(Dataset rows)
-- Begin --
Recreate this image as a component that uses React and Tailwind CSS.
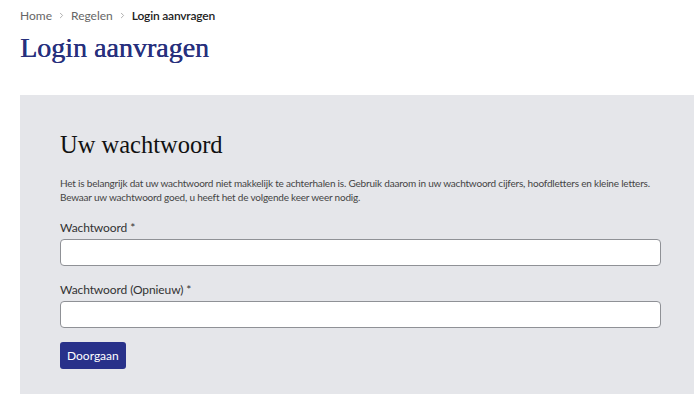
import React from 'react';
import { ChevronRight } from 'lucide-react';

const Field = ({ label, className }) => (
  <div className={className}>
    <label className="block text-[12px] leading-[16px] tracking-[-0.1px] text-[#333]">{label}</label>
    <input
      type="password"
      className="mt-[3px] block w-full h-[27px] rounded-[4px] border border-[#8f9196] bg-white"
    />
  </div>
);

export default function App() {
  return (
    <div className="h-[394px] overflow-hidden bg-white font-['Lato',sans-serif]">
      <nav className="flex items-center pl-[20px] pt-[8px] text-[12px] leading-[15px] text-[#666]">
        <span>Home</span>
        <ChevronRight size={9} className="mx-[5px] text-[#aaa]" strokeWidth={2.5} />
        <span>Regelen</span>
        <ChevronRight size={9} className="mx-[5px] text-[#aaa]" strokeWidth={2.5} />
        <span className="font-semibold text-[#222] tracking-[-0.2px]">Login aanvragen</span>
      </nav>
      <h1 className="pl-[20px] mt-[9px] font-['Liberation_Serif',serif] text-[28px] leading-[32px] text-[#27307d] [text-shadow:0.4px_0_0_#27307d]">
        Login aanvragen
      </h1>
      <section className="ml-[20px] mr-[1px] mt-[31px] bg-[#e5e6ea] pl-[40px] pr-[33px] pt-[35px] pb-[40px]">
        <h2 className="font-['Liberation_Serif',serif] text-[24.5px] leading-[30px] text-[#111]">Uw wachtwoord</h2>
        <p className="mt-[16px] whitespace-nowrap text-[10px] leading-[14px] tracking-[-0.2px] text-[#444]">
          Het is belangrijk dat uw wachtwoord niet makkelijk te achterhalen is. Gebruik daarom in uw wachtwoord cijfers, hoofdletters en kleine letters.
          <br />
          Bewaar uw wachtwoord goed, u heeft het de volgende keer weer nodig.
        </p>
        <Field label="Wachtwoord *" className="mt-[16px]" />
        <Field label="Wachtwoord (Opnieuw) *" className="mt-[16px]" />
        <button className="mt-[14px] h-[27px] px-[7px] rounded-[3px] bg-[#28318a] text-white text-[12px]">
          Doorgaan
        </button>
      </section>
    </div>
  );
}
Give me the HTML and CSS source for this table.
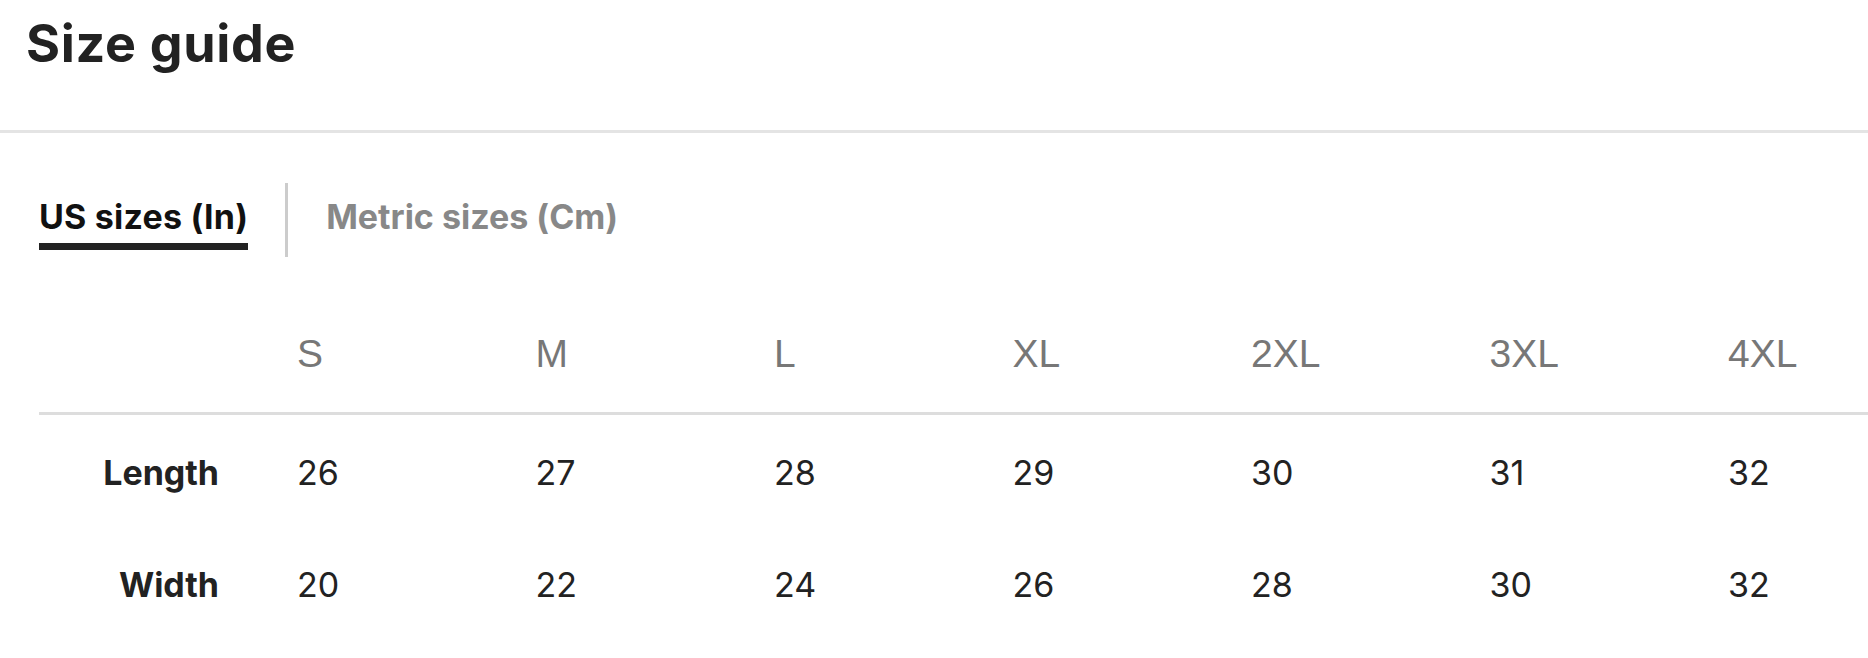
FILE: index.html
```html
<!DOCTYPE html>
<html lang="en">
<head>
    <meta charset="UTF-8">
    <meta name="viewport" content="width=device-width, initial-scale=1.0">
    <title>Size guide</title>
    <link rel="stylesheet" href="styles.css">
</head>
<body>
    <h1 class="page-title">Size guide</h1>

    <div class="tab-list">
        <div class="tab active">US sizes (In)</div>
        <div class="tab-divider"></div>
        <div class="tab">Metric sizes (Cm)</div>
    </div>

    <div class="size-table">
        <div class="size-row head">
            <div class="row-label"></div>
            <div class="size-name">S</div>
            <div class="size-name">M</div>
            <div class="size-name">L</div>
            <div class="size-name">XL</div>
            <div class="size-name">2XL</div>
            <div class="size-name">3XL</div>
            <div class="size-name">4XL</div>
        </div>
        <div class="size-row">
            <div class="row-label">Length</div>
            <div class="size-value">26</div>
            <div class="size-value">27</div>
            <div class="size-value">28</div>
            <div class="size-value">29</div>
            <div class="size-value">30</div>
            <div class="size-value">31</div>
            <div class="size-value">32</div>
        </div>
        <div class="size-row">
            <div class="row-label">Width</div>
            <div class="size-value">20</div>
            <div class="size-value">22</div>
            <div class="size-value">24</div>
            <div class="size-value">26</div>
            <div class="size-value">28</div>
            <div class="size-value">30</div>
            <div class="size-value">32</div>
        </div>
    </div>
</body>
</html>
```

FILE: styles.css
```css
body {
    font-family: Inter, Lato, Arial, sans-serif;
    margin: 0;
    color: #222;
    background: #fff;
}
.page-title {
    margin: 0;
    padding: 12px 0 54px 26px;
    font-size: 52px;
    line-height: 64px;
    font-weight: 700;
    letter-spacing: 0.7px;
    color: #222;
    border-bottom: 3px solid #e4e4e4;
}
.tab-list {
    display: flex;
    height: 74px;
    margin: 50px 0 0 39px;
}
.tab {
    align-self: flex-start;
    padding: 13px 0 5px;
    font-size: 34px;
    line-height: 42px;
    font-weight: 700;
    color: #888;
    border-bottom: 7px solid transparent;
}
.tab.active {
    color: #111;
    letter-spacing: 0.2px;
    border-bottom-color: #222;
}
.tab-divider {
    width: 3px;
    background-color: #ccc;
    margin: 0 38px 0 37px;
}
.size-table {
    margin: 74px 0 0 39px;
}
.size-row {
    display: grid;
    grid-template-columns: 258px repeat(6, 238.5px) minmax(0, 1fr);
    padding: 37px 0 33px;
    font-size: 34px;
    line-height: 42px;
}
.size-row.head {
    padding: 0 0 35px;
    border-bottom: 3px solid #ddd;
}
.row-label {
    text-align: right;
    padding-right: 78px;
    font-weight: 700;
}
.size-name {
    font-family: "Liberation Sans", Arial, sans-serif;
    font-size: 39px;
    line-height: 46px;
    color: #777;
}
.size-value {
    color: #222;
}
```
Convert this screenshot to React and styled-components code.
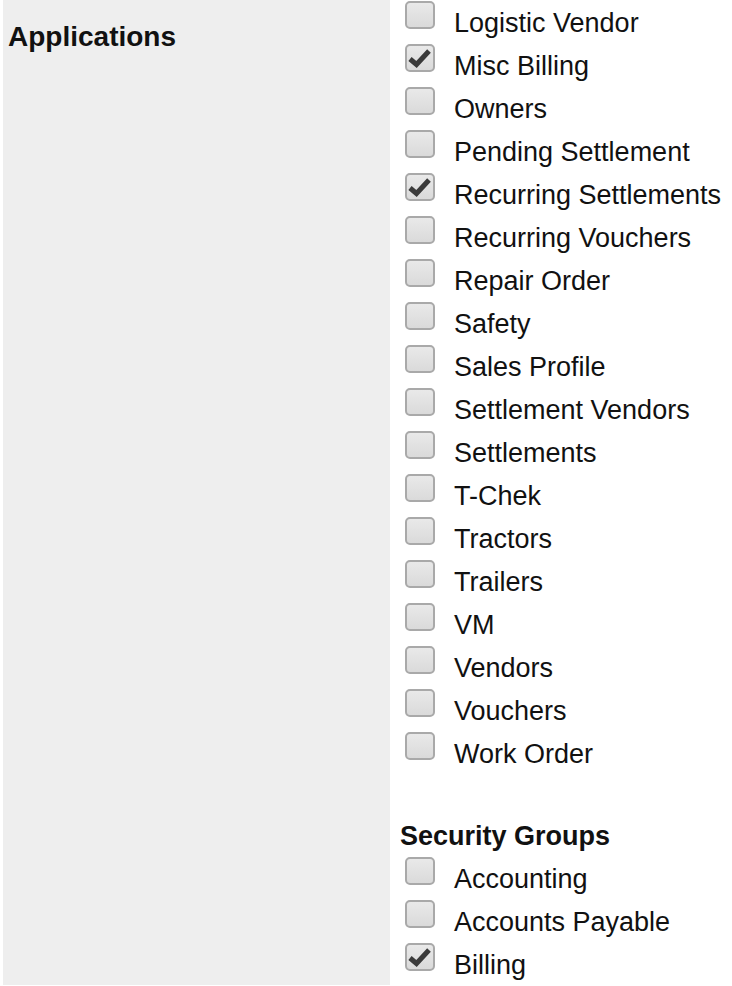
-- End --
Except for the pictures, give all the material above again verbatim.

Recreate this image as a component that uses React and Tailwind CSS.
import React from 'react';
import { ChevronRight } from 'lucide-react';

const Field = ({ label, className }) => (
  <div className={className}>
    <label className="block text-[12px] leading-[16px] tracking-[-0.1px] text-[#333]">{label}</label>
    <input
      type="password"
      className="mt-[3px] block w-full h-[27px] rounded-[4px] border border-[#8f9196] bg-white"
    />
  </div>
);

export default function App() {
  return (
    <div className="h-[394px] overflow-hidden bg-white font-['Lato',sans-serif]">
      <nav className="flex items-center pl-[20px] pt-[8px] text-[12px] leading-[15px] text-[#666]">
        <span>Home</span>
        <ChevronRight size={9} className="mx-[5px] text-[#aaa]" strokeWidth={2.5} />
        <span>Regelen</span>
        <ChevronRight size={9} className="mx-[5px] text-[#aaa]" strokeWidth={2.5} />
        <span className="font-semibold text-[#222] tracking-[-0.2px]">Login aanvragen</span>
      </nav>
      <h1 className="pl-[20px] mt-[9px] font-['Liberation_Serif',serif] text-[28px] leading-[32px] text-[#27307d] [text-shadow:0.4px_0_0_#27307d]">
        Login aanvragen
      </h1>
      <section className="ml-[20px] mr-[1px] mt-[31px] bg-[#e5e6ea] pl-[40px] pr-[33px] pt-[35px] pb-[40px]">
        <h2 className="font-['Liberation_Serif',serif] text-[24.5px] leading-[30px] text-[#111]">Uw wachtwoord</h2>
        <p className="mt-[16px] whitespace-nowrap text-[10px] leading-[14px] tracking-[-0.2px] text-[#444]">
          Het is belangrijk dat uw wachtwoord niet makkelijk te achterhalen is. Gebruik daarom in uw wachtwoord cijfers, hoofdletters en kleine letters.
          <br />
          Bewaar uw wachtwoord goed, u heeft het de volgende keer weer nodig.
        </p>
        <Field label="Wachtwoord *" className="mt-[16px]" />
        <Field label="Wachtwoord (Opnieuw) *" className="mt-[16px]" />
        <button className="mt-[14px] h-[27px] px-[7px] rounded-[3px] bg-[#28318a] text-white text-[12px]">
          Doorgaan
        </button>
      </section>
    </div>
  );
}
Give me the HTML and CSS source for this table.
FILE: index.html
```html
<!DOCTYPE html>
<html lang="en">
<head>
    <meta charset="UTF-8">
    <meta name="viewport" content="width=device-width, initial-scale=1.0">
    <title>Size guide</title>
    <link rel="stylesheet" href="styles.css">
</head>
<body>
    <h1 class="page-title">Size guide</h1>

    <div class="tab-list">
        <div class="tab active">US sizes (In)</div>
        <div class="tab-divider"></div>
        <div class="tab">Metric sizes (Cm)</div>
    </div>

    <div class="size-table">
        <div class="size-row head">
            <div class="row-label"></div>
            <div class="size-name">S</div>
            <div class="size-name">M</div>
            <div class="size-name">L</div>
            <div class="size-name">XL</div>
            <div class="size-name">2XL</div>
            <div class="size-name">3XL</div>
            <div class="size-name">4XL</div>
        </div>
        <div class="size-row">
            <div class="row-label">Length</div>
            <div class="size-value">26</div>
            <div class="size-value">27</div>
            <div class="size-value">28</div>
            <div class="size-value">29</div>
            <div class="size-value">30</div>
            <div class="size-value">31</div>
            <div class="size-value">32</div>
        </div>
        <div class="size-row">
            <div class="row-label">Width</div>
            <div class="size-value">20</div>
            <div class="size-value">22</div>
            <div class="size-value">24</div>
            <div class="size-value">26</div>
            <div class="size-value">28</div>
            <div class="size-value">30</div>
            <div class="size-value">32</div>
        </div>
    </div>
</body>
</html>
```

FILE: styles.css
```css
body {
    font-family: Inter, Lato, Arial, sans-serif;
    margin: 0;
    color: #222;
    background: #fff;
}
.page-title {
    margin: 0;
    padding: 12px 0 54px 26px;
    font-size: 52px;
    line-height: 64px;
    font-weight: 700;
    letter-spacing: 0.7px;
    color: #222;
    border-bottom: 3px solid #e4e4e4;
}
.tab-list {
    display: flex;
    height: 74px;
    margin: 50px 0 0 39px;
}
.tab {
    align-self: flex-start;
    padding: 13px 0 5px;
    font-size: 34px;
    line-height: 42px;
    font-weight: 700;
    color: #888;
    border-bottom: 7px solid transparent;
}
.tab.active {
    color: #111;
    letter-spacing: 0.2px;
    border-bottom-color: #222;
}
.tab-divider {
    width: 3px;
    background-color: #ccc;
    margin: 0 38px 0 37px;
}
.size-table {
    margin: 74px 0 0 39px;
}
.size-row {
    display: grid;
    grid-template-columns: 258px repeat(6, 238.5px) minmax(0, 1fr);
    padding: 37px 0 33px;
    font-size: 34px;
    line-height: 42px;
}
.size-row.head {
    padding: 0 0 35px;
    border-bottom: 3px solid #ddd;
}
.row-label {
    text-align: right;
    padding-right: 78px;
    font-weight: 700;
}
.size-name {
    font-family: "Liberation Sans", Arial, sans-serif;
    font-size: 39px;
    line-height: 46px;
    color: #777;
}
.size-value {
    color: #222;
}
```
Convert this screenshot to React and styled-components code.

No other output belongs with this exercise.